## Stated problem
Pull out each line of the data that includes the word "table".

[START OF Provided data]

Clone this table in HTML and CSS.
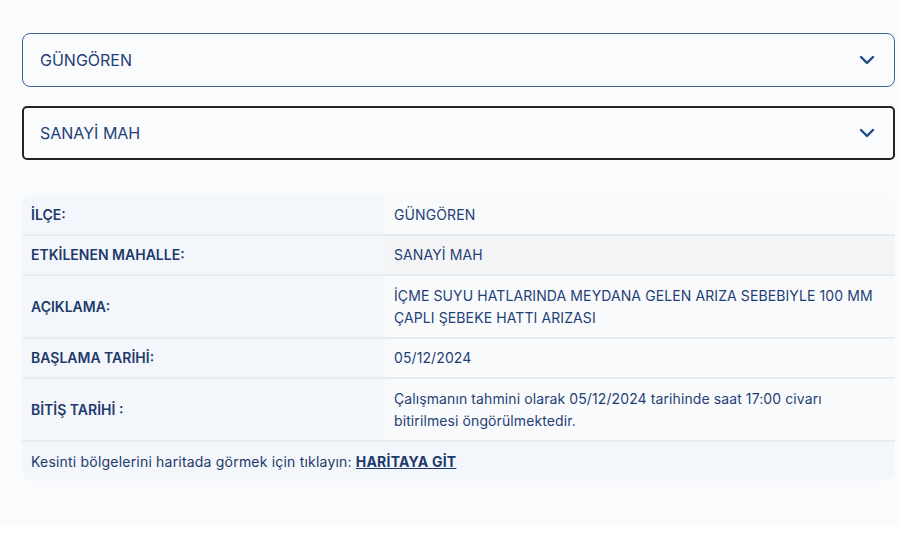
FILE: index.html
```html
<!DOCTYPE html>
<html lang="tr">
<head>
<meta charset="utf-8">
<link rel="stylesheet" href="styles.css">
</head>
<body>
<div class="page">
  <div class="select select-blue">
    <span>GÜNGÖREN</span>
    <svg class="chev" width="16" height="10" viewBox="0 0 16 10"><path d="M2 2 L8 8 L14 2" fill="none" stroke="#1f4a86" stroke-width="2.4" stroke-linecap="round" stroke-linejoin="round"/></svg>
  </div>
  <div class="select select-dark">
    <span>SANAYİ MAH</span>
    <svg class="chev" width="16" height="10" viewBox="0 0 16 10"><path d="M2 2 L8 8 L14 2" fill="none" stroke="#1f4a86" stroke-width="2.4" stroke-linecap="round" stroke-linejoin="round"/></svg>
  </div>
  <div class="card">
    <table class="info">
      <tr><th>İLÇE:</th><td>GÜNGÖREN</td></tr>
      <tr class="alt"><th>ETKİLENEN MAHALLE:</th><td>SANAYİ MAH</td></tr>
      <tr class="tall"><th>AÇIKLAMA:</th><td>İÇME SUYU HATLARINDA MEYDANA GELEN ARIZA SEBEBIYLE 100 MM ÇAPLI ŞEBEKE HATTI ARIZASI</td></tr>
      <tr><th>BAŞLAMA TARİHİ:</th><td>05/12/2024</td></tr>
      <tr class="tall"><th>BİTİŞ TARİHİ :</th><td>Çalışmanın tahmini olarak 05/12/2024 tarihinde saat 17:00 civarı bitirilmesi öngörülmektedir.</td></tr>
    </table>
    <div class="foot">Kesinti bölgelerini haritada görmek için tıklayın: <a href="#">HARİTAYA GİT</a></div>
  </div>
</div>
</body>
</html>
```
FILE: styles.css
```css
html, body {
  margin: 0;
  background: #ffffff;
}
body {
  font-family: Inter, "Noto Sans", sans-serif;
  color: #1e3a6c;
}
.page {
  background: #f9fbfd;
  padding: 33px 5px 44px 22px;
}
.select {
  box-sizing: border-box;
  height: 54px;
  display: flex;
  align-items: center;
  justify-content: space-between;
  padding: 0 19px 0 17px;
  border-radius: 8px;
  font-size: 16px;
  color: #1f3f76;
  background: #f9fbfd;
}
.select-blue {
  border: 1px solid #3b62a3;
  margin-bottom: 19px;
}
.select-dark {
  border: 2px solid #232323;
  padding-left: 16px;
  padding-right: 18px;
  border-radius: 5px;
}
.chev {
  display: block;
}
.card {
  margin-top: 35px;
  background: #f3f6fa;
  border-radius: 10px;
  overflow: hidden;
}
.info {
  width: 100%;
  border-collapse: collapse;
  font-size: 14px;
}
.info th, .info td {
  height: 40px;
  box-sizing: border-box;
  padding: 0 9px;
  text-align: left;
  vertical-align: middle;
  border-bottom: 2px solid #e9ecef;
  line-height: 22px;
}
.info th {
  width: 363px;
  font-weight: 600;
  background: #f3f6fa;
  color: #1e3a6c;
}
.info td {
  background: #f9fafc;
  font-weight: 400;
  color: #1f3f76;
  letter-spacing: 0.1px;
}
.info tr.alt td {
  background: #f3f4f6;
}
.info tr.tall th, .info tr.tall td {
  height: 63px;
}
.foot {
  height: 39px;
  display: flex;
  align-items: center;
  padding: 0 9px;
  font-size: 14px;
  color: #1e3a6c;
  letter-spacing: 0.2px;
}
.foot a {
  color: #1e3a6c;
  font-weight: 700;
  text-decoration: underline;
  margin-left: 4px;
}
```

[END OF Provided data]

## Answer for this exercise
Clone this table in HTML and CSS.
    <table class="info">
    </table>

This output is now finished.